Many of us are paradoxical responders. And what happens to those feelings of anger that we are not experiencing or acting on?
Until these relationships, for many of us, the question didn’t matter. Many of us also are high performers, the “success stories” coming out of backgrounds that might have turned other people into addicts or underachievers or emotional cripples. Instead, we develop a kind of genius at survival through giving. We believe in salvation through love, and we create our own success through helping professions of various sorts.
We do the same in our personal relationships, seeking emotional security by giving generously. We deal with the paradoxes of depending on people who are needy as we are, burying our resentments at their failures to understand how much we have invested or how well we are making up for their weaknesses or how, in arguments or in careless statements, they characterize us by our weaknesses.
When we do get angry, we express our grief at not being understood or appreciated, our disappointment that we are not getting what we hoped from our investments, our frustrations that the other person doesn’t perform the simple requirements of our happiness — a little more attention, affection or thanks. It doesn’t occur to us to rebel against the structure of these relationships, to say we are sick and tired of tiptoeing around their egos and their needs, because we feel we have no right to say these things.

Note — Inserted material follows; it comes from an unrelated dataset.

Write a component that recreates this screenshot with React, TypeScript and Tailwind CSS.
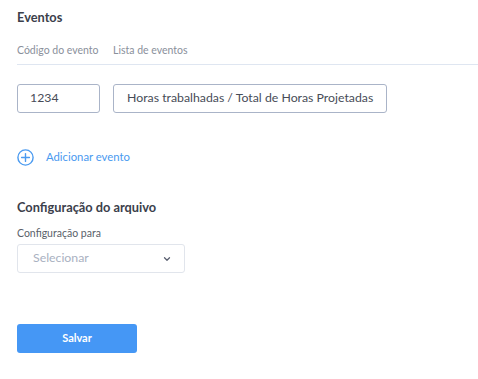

We are asking the same thing of them.
When we finally do walk away — from the job or the relationship — we have feelings we do not feel comfortable expressing. We discuss our past in understanding terms. We understand the other people. We understand ourselves. But deep inside ourselves, the thing we do not talk about is contempt. That emotion that is so close to shame. We feel contempt for their shortcomings. And because we too were in the room with them, we feel contempt for ourselves. And this is difficult to contemplate, much less talk about it. But like a song we can’t get out of our minds, this feeling is like a squatter we have trouble shooing away.
Emotional contagion
I know why these friends are attracted to me. I am a good listener. They also think I may have answers to their situations. But the more interesting question is: Why am I attracted to them? Why are so many of my friends people who see themselves as aggrieved, but who I see as people whose lives are shaped by a deep level of buried anger they don’t even recognize?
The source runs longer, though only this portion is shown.